Rodgers completed 37-of-55 passes for 442 yards, the second-most completions and tied for the second-most yards in his career. Rookie Sam Darnold nearly matched him with 341 passing yards, and the two teams combined for 26 penalties worth 258 yards. The game was the only one the Packers won on the road all year in their last playoff-less campaign.
Which brings us to 2022, where the third different Jets coach (Rex Ryan in '14, Todd Bowles in '18, Robert Saleh now) will face a third different Packers coach in as many meetings (Mike McCarthy, Philbin, Matt LaFleur).
The coaching connection is obviously a storyline, with LaFleur and Saleh being very close friends, and LaFleur's brother Mike working under Saleh as his offensive coordinator.
On top of that, and in setting the stage for what could be another strange game between these two teams, both the Packers and Jets have endured their share of drama in this young season.
New York's two previous road games have featured intense fourth-quarter comebacks.
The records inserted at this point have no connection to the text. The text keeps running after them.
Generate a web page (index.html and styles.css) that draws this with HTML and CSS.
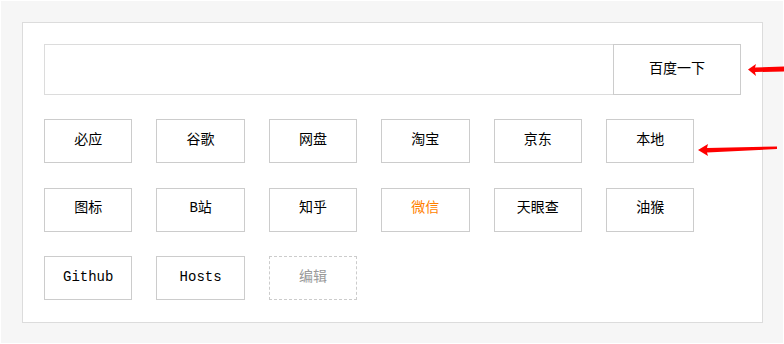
FILE: index.html
```html
<!DOCTYPE html>
<html lang="zh-CN">
<head>
  <meta charset="UTF-8">
  <title>导航</title>
  <link rel="stylesheet" href="styles.css">
</head>
<body>
  <div class="page">
    <div class="panel">
      <form class="search" onsubmit="return false">
        <input type="text" class="search-input">
        <button class="search-btn">百度一下</button>
      </form>
      <div class="links">
        <a class="link">必应</a>
        <a class="link">谷歌</a>
        <a class="link">网盘</a>
        <a class="link">淘宝</a>
        <a class="link">京东</a>
        <a class="link">本地</a>
        <a class="link">图标</a>
        <a class="link">B站</a>
        <a class="link">知乎</a>
        <a class="link hot">微信</a>
        <a class="link">天眼查</a>
        <a class="link">油猴</a>
        <a class="link">Github</a>
        <a class="link">Hosts</a>
        <a class="link edit">编辑</a>
      </div>
    </div>

    <svg class="arrow arrow-top" width="40" height="16" viewBox="0 0 40 16">
      <path d="M0 6.5 L8 1 L7 4.5 L40 3.5 L40 8.5 L7 9 L8 13 Z" fill="#f00"/>
    </svg>
    <svg class="arrow arrow-mid" width="82" height="16" viewBox="0 0 82 16">
      <path d="M0 8 L10 2 L9 6 L79 4.5 L79 7 L9 10.5 L10 14 Z" fill="#f00"/>
    </svg>
  </div>
</body>
</html>
```

FILE: styles.css
```css
body {
  margin: 0;
  padding: 1px;
  background: #fff;
  font-family: "Liberation Mono", "Noto Sans CJK SC", monospace;
  font-size: 14px;
  color: #000;
}

.page {
  position: relative;
  height: 342px;
  background: #f6f6f6;
  padding: 21px 0 0 21px;
  box-sizing: border-box;
}

.panel {
  width: 741px;
  height: 301px;
  box-sizing: border-box;
  background: #fff;
  border: 1px solid #dcdcdc;
  padding: 21px;
}

.search {
  display: flex;
  height: 51px;
  margin: 0;
}

.search-input {
  flex: 1;
  margin: 0;
  border: 1px solid #dcdcdc;
  border-right: none;
  outline: none;
  padding: 0 10px;
}

.search-btn {
  width: 128px;
  margin: 0;
  padding: 0 0 6px;
  border: 1px solid #ccc;
  background: #fff;
  font-family: inherit;
  font-size: 14px;
  color: #000;
  cursor: pointer;
}

.links {
  display: grid;
  grid-template-columns: repeat(6, 88.4px);
  column-gap: 24px;
  row-gap: 24.5px;
  margin-top: 24px;
}

.link {
  height: 44px;
  box-sizing: border-box;
  padding-bottom: 3px;
  border: 1px solid #ccc;
  line-height: 16px;
  display: flex;
  align-items: center;
  justify-content: center;
  cursor: pointer;
}

.link.hot {
  color: #ff7f00;
}

.link.edit {
  border: 1px dashed #ccc;
  color: #999;
}

/* annotation arrows */
.arrow {
  position: absolute;
}

.arrow-top {
  left: 747px;
  top: 62px;
}

.arrow-mid {
  left: 697px;
  top: 141px;
}
```
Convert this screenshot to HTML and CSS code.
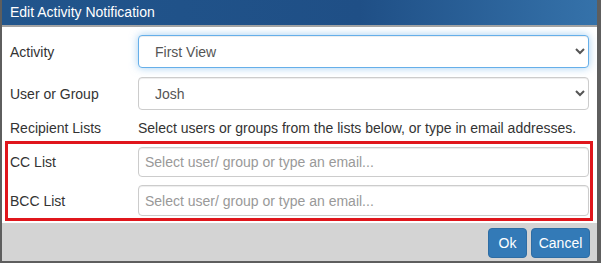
FILE: index.html
```html
<!DOCTYPE html>
<html lang="en">
<head>
  <meta charset="UTF-8">
  <title>Edit Activity Notification</title>
  <link rel="stylesheet" href="styles.css">
</head>
<body>
  <div class="dialog">
    <div class="dialog-title">Edit Activity Notification</div>

    <div class="dialog-body">
      <div class="row">
        <label class="row-label">Activity</label>
        <select class="form-control focused">
          <option>First View</option>
        </select>
      </div>

      <div class="row">
        <label class="row-label">User or Group</label>
        <select class="form-control">
          <option>Josh</option>
        </select>
      </div>

      <div class="row row-info">
        <span class="row-label">Recipient Lists</span>
        <span class="hint">Select users or groups from the lists below, or type in email addresses.</span>
      </div>

      <!-- markierter Bereich -->
      <div class="highlight">
        <div class="row row-small">
          <label class="row-label">CC List</label>
          <input class="form-control" type="text" placeholder="Select user/ group or type an email...">
        </div>
        <div class="row row-small">
          <label class="row-label">BCC List</label>
          <input class="form-control" type="text" placeholder="Select user/ group or type an email...">
        </div>
      </div>
    </div>

    <div class="dialog-footer">
      <button class="btn btn-ok">Ok</button>
      <button class="btn btn-cancel">Cancel</button>
    </div>
  </div>
</body>
</html>
```

FILE: styles.css
```css
html, body {
  margin: 0;
  height: 263px;
}
body {
  background: #5e5e5e;
  font-family: "Liberation Sans", Arial, sans-serif;
  font-size: 14px;
  color: #333;
  overflow: hidden;
}
.dialog {
  margin-left: 2px;
  width: 595px;
  height: 261px;
  background: #fff;
  display: flex;
  flex-direction: column;
}
.dialog-title {
  height: 25px;
  line-height: 25px;
  padding-left: 8px;
  color: #fff;
  font-size: 14px;
  background: linear-gradient(to right, #21558c 0%, #1f4f86 60%, #3572aa 100%);
  border-bottom: 2px solid #a3a3a3;
}
.dialog-body {
  padding: 8px 0 2px 0;
}
.row {
  display: grid;
  grid-template-columns: 128px 451px;
  align-items: center;
  padding-left: 8px;
  margin-bottom: 9px;
}
.row-info {
  margin-bottom: 0;
  height: 18px;
  padding-bottom: 4px;
}
.row-small {
  margin-bottom: 8px;
}
.row-small:last-child {
  margin-bottom: 0;
}
.form-control {
  box-sizing: border-box;
  height: 33px;
  padding: 6px 12px;
  font-family: inherit;
  font-size: 14px;
  color: #555;
  background: #fff;
  border: 1px solid #ccc;
  border-radius: 4px;
  box-shadow: inset 0 1px 1px rgba(0, 0, 0, 0.075);
}
.focused {
  border-color: #66afe9;
  box-shadow: inset 0 1px 1px rgba(0, 0, 0, 0.075), 0 0 8px rgba(102, 175, 233, 0.6);
  outline: none;
}
input.form-control {
  height: 31px;
  padding-left: 6px;
}
input.form-control::placeholder {
  color: #999;
}
.hint {
  color: #333;
}
.highlight {
  margin-left: 3px;
  width: 582px;
  border: 3px solid #e0161c;
  padding: 3px 0 2px 0;
}
.highlight .row {
  padding-left: 2px;
}
.highlight .row-small:first-child input {
  height: 30px;
}
.dialog-footer {
  flex: 1;
  background: #d4d4d4;
  display: flex;
  justify-content: flex-end;
  align-items: flex-start;
  gap: 4px;
  padding: 5px 7px 0 0;
}
.btn {
  height: 30px;
  padding: 0;
  font-family: inherit;
  font-size: 14px;
  color: #fff;
  background: #337ab7;
  border: 1px solid #2e6da4;
  border-radius: 4px;
}
.btn-ok {
  width: 39px;
}
.btn-cancel {
  width: 59px;
}
```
At Cleveland in Week 2, the Jets trailed 30-17 with just 1:55 left. A 66-yard TD pass to Corey Davis, a successful onside kick, and a 53-yard TD drive capped by a 15-yard scoring pass to rookie Garrett Wilson with just 22 seconds left gave the Jets their only lead of the day. An interception at midfield with six seconds left was the final highlight in an improbable 31-30 triumph.
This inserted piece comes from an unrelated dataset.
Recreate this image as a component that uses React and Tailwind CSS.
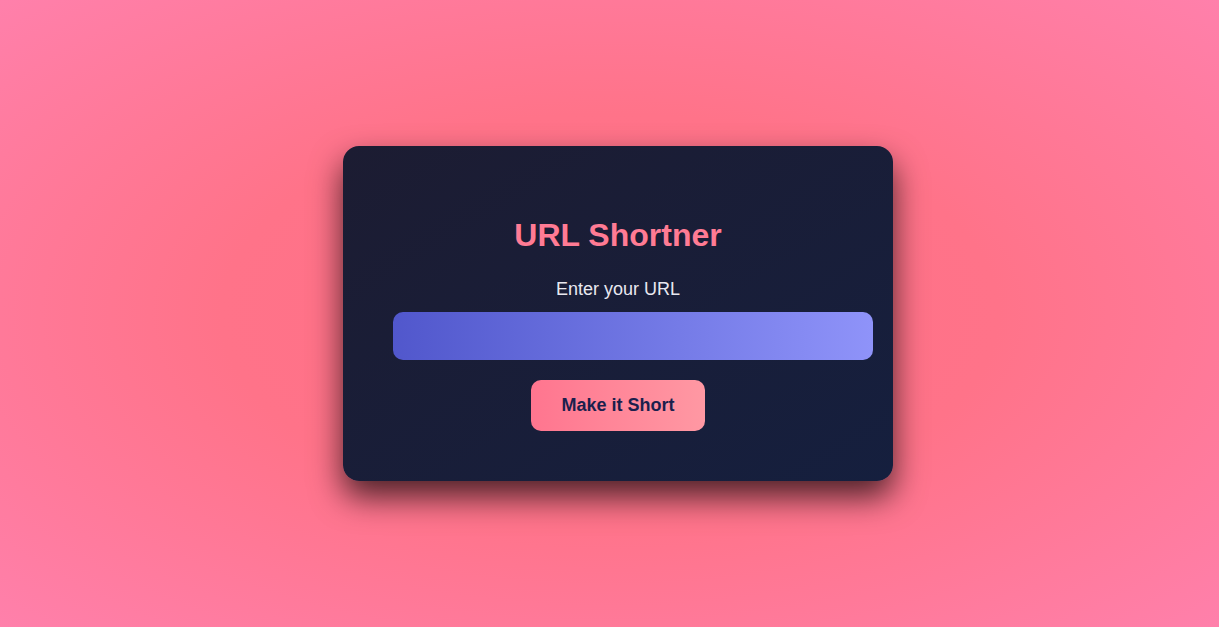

Two weeks later at Pittsburgh, the Jets were down 20-10 in the fourth quarter before driving 81 yards for a TD, getting an interception, and then going 65 yards for the winning TD with 16 seconds left. An intercepted Hail Mary preserved a 24-20 victory.
Wins like that, combined with a dominant fourth quarter last week in blowing out the AFC East-rival Dolphins 40-17, have these Jets looking nothing like last year's four-win club.
"We know it's a very young football team that we're playing, but they've got a ton of talent, and you can see it," LaFleur said. "I think it's a matter of time before they really hit their stride.
"Again, I know obviously (there's) a lot of familiarity with the coaching staff there, guys that I've got a ton of respect for that I know are going to do a great job of coaching their guys up, and when you do that and you get talent, you've got a chance to be pretty good. It doesn't happen overnight, but I think you've seen the strides that they've made in a short period of time. It's been pretty impressive."
Meanwhile the Packers have crammed a ton of their own drama into the last three weeks, needing to stop a Tampa Bay two-point conversion with 14 seconds left, getting the tying score in the fourth quarter against New England before winning in overtime, and seeing a late drive fizzle inside the Giants' 10-yard line last week in London.
Add it all up – the recent history between these teams, plus the last few weeks for both current squads – then toss in the only noon CT kickoff at Lambeau Field this season and the '50s Classic uniforms the Packers will be wearing, and it feels like a recipe for who-knows-what on Sunday.
In some respects, that's every week in the NFL. But it's not easy to make a full column of craziness out of two teams that rarely play each other. So consider the warning of wildness delivered.